– Lui-i-i… – balbettò senza riuscire a concludere e la sua mente si soffermò improvvisamente su un'altra scritta tracciata sulla parete, subito sotto la prima. Accomodò lo sguardo all’infrarosso e mise a fuoco quest’ultima mentre l’altra sgranava sempre più: Hybris Noèsis æthernæ Meth.

Un’altra immagine raggiunse la superficie della sua mente, come un desiderio inappagato. Separatasi dall’orbita stabile solare, il sistema binario terra-luna, legato nell'amplesso dalla Bestia vorace, era entrato in traiettoria di collisione con il sole. Spiraleggiando sempre più come un serpente, attratto dall'invitabile potere della gravità, ormai prigioniero del furioso incedere del tempo.
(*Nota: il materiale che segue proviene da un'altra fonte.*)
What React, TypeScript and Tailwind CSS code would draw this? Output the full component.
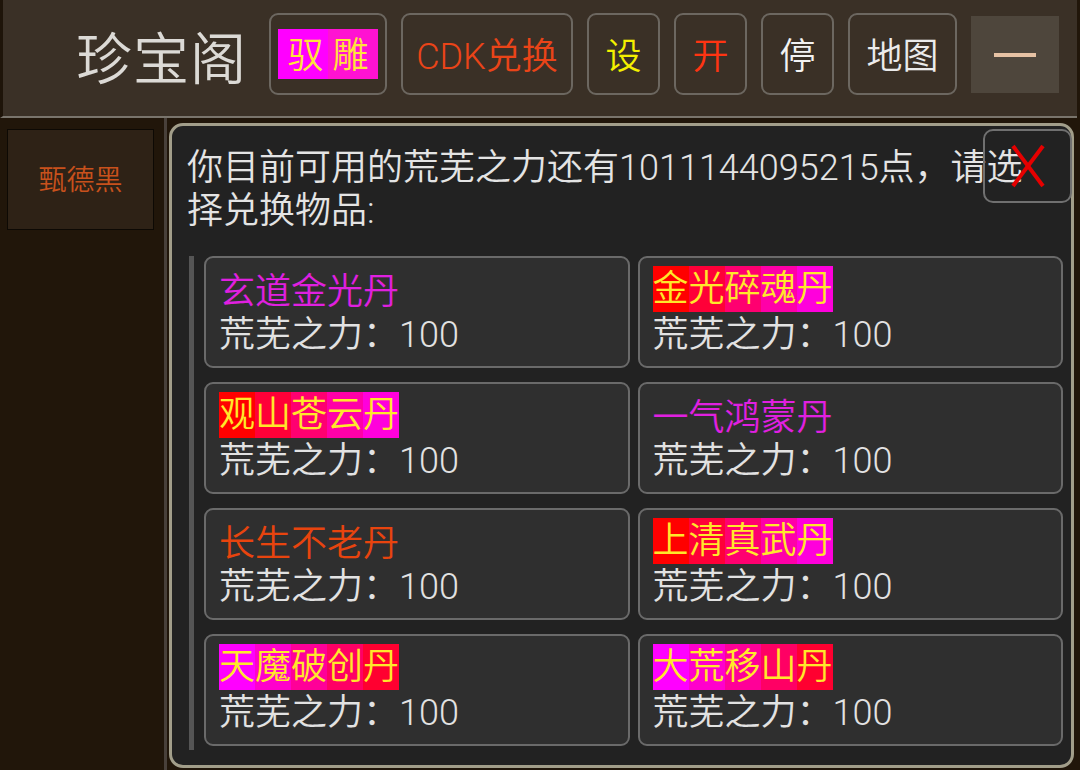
import { useState } from "react";

type Item = {
  name: string;
  color?: string;
  bgs?: string[];
};

const RED_TO_MAG = ["bg-[#ff0000]", "bg-[#ff0038]", "bg-[#ff0070]", "bg-[#ff00a8]", "bg-[#ff00dc]"];
const MAG_TO_RED = ["bg-[#ff00ff]", "bg-[#ff00cc]", "bg-[#ff0098]", "bg-[#ff0064]", "bg-[#ff0030]"];

const items: Item[] = [
  { name: "玄道金光丹", color: "text-[#e020e0]" },
  { name: "金光碎魂丹", bgs: RED_TO_MAG },
  { name: "观山苍云丹", bgs: RED_TO_MAG },
  { name: "一气鸿蒙丹", color: "text-[#e020e0]" },
  { name: "长生不老丹", color: "text-[#e8440e]" },
  { name: "上清真武丹", bgs: RED_TO_MAG },
  { name: "天魔破创丹", bgs: MAG_TO_RED },
  { name: "大荒移山丹", bgs: MAG_TO_RED },
];

function ItemName({ item }: { item: Item }) {
  if (item.bgs) {
    return (
      <div className="flex h-[46px] leading-[46px]">
        {item.name.split("").map((ch, i) => (
          <span key={i} className={`${item.bgs![i]} text-[#ffe82a] pt-[3px] h-[46px] leading-[40px]`}>
            {ch}
          </span>
        ))}
      </div>
    );
  }
  return <div className={`h-[46px] leading-[46px] pt-[3px] ${item.color}`}>{item.name}</div>;
}

function TopButton({
  w,
  children,
}: {
  w: string;
  children: React.ReactNode;
}) {
  return (
    <button
      className={`${w} h-[82px] rounded-[9px] border-2 border-[#6c6760] flex items-center justify-center text-[36px] leading-none`}
    >
      {children}
    </button>
  );
}

export default function App() {
  const [open, setOpen] = useState(true);

  return (
    <div className="w-[1080px] h-[770px] overflow-hidden bg-[#21160a] flex flex-col font-[350] font-['Roboto','Noto_Sans_CJK_SC',sans-serif]">
      {/* header */}
      <header className="w-[1077px] h-[118px] shrink-0 bg-[#3a3026] border-b-2 border-[#79746c] border-l-[3px] border-l-[#1e1409] flex items-start pt-[13px] pl-[73px]">
        <h1 className="self-center -mt-[10px] text-[56px] leading-none text-[#dcdad6] mr-[22px] tracking-[1px] font-[350]">
          珍宝阁
        </h1>
        <div className="flex gap-[14px]">
          <TopButton w="w-[118px]">
            <span className="h-[50px] px-[10px] pt-[3px] flex items-center text-[#ffe43a] bg-[linear-gradient(to_right,#ff00ff_50%,#ff12d2_50%)]">
              驭 雕
            </span>
          </TopButton>
          <TopButton w="w-[172px]">
            <span className="pt-[5px] text-[#ea4418]">CDK兑换</span>
          </TopButton>
          <TopButton w="w-[73px]">
            <span className="pt-[5px] text-[#f4f000]">设</span>
          </TopButton>
          <TopButton w="w-[73px]">
            <span className="pt-[5px] text-[#ff3412]">开</span>
          </TopButton>
          <TopButton w="w-[73px]">
            <span className="pt-[5px] text-[#f2f2f2]">停</span>
          </TopButton>
          <TopButton w="w-[109px]">
            <span className="pt-[5px] text-[#ebebeb]">地图</span>
          </TopButton>
          <button className="mt-[3px] w-[88px] h-[77px] bg-[#4e463c] flex items-center justify-center">
            <span className="block w-[42px] h-[4px] bg-[#e6c2a4]" />
          </button>
        </div>
      </header>

      <div className="flex flex-1 min-h-0">
        {/* sidebar */}
        <aside className="w-[167px] shrink-0 border-r-[3px] border-[#48403a] pt-[11px] pl-[7px] pr-[10px]">
          <div className="h-[101px] pt-[3px] bg-[#2e2216] border border-[#0d0904] flex items-center justify-center text-[28px] text-[#c8511c]">
            甄德黑
          </div>
        </aside>

        {/* main panel */}
        <main className="flex-1 min-w-0 pt-[5px] pl-[2px] pr-[6px] pb-[2px] flex">
          {open && (
            <section className="relative flex-1 rounded-[14px] border-[3px] border-[#a29e8a] bg-[#222222] pl-[15px] pr-[30px] pt-[21px] flex flex-col">
              <p className="text-[36px] leading-[43px] text-[#e4e4e4]">
                你目前可用的荒芜之力还有1011144095215点，请选择兑换物品:
              </p>
              <button
                onClick={() => setOpen(false)}
                className="absolute top-[3px] -right-[1px] w-[89px] h-[74px] rounded-[10px] border-2 border-[#707070] flex items-center justify-center"
                aria-label="关闭"
              >
                <svg width="36" height="44" viewBox="0 0 36 44">
                  <line x1="3" y1="2" x2="33" y2="42" stroke="#e60000" strokeWidth="4" />
                  <line x1="33" y1="2" x2="3" y2="42" stroke="#e60000" strokeWidth="4" />
                </svg>
              </button>

              <div className="mt-[23px] ml-[2px] -mr-[22px] border-l-[5px] border-[#555555] pl-[10px] pb-[4px]">
                <div className="grid grid-cols-2 gap-x-[8px] gap-y-[14px]">
                  {items.map((it) => (
                    <div
                      key={it.name}
                      className="h-[112px] rounded-[9px] border-2 border-[#6a6a6a] bg-[#2f2f2f] pl-[13px] pt-[8px] text-[36px]"
                    >
                      <ItemName item={it} />
                      <div className="leading-[40px] pt-[3px] text-[#e2e2e2]">荒芜之力：100</div>
                    </div>
                  ))}
                </div>
              </div>
            </section>
          )}
        </main>
      </div>
    </div>
  );
}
Hybris Noèsis æthernæ Meth.

Il Golem abbracciò con lo sguardo l’intero spettro: ovunque, dipinte con colori lontani dalla gamma del visibile, sui ponti e le metropolitane, sui grandi ingressi delle Banche dati e degli istituti di credito d’Anima, sulle vetrine dei negozi e in mezzo alle piazze dalle fontane spente e imputridite, le scritte  troneggiavano accanto a cerchi con dentro un quadrato. Il tetragràmaton, il simbolo della Nuova Anarchia: un simbolo che era stato disegnato prima, molto prima del diluvio.

Prima che l’onda liquida di aria calda dilagasse su gran parte del pianeta fondendo, consumando, rendendo uno ciò che prima era diviso. L'atmosfera rarefatta del globo si era surriscaldata, gli oceani avevano bollito, la pressione era salita, e come acqua si era propagata.

Un diluvio di fuoco. Battesimo divino.

Il Golem si guardò la mano, la materia organica andava a  poco a poco deteriorandosi. Sotto la pelle biosintetica s'intra-vedevano i giunti cardanici delle ossa in fibra di carbonio e i muscoli organici. Il Golem Bèl si stava rovinando.

Si girò e s'incamminò lungo la strada deserta, mossa da un lieve vento vaporoso. Il calore stava arrivando.

– Questo è l’evento finale? – chiese e Bhaga gli rispose immediatamente. No, non era quello il suo evento finale.

Proseguì dritto, apparentemente senza guida tra quelle strade spoglie, mentre il calore aumentava sempre più. In giro non c'era nessuno, solo edifici abbandonati.

Erano trecento anni che proseguiva verso la sua meta. Soffermandosi solo davanti a quella strana scritta:

Hybris Noèsis æthernæ Meth.

Ne aveva contate miliardi camminando, con la semplice e monotona trazione dei suoi arti di carne e metallo. Le linee di trasmissione di materia e anima erano intasate, sovraccariche. Molte avevano ceduto e intere Banche dati d'Anima s'erano fuse, portando seco nell'abisso grandi capacità di calcolo e memoria.

Come lui tutti i Golem erano nati nella rinuncia della libertà per la Teogamia. Avevano abbandonato le loro case, i loro lavori e i loro desideri comuni, i loro figli collettivi e le famiglie neurali. Ciascuno, solo tra molti, aveva lasciato il suo ceppo genetico e si era incamminato da ogni angolo del pianeta verso Bhaga.  Verso Babbilani... la porta degli dèi.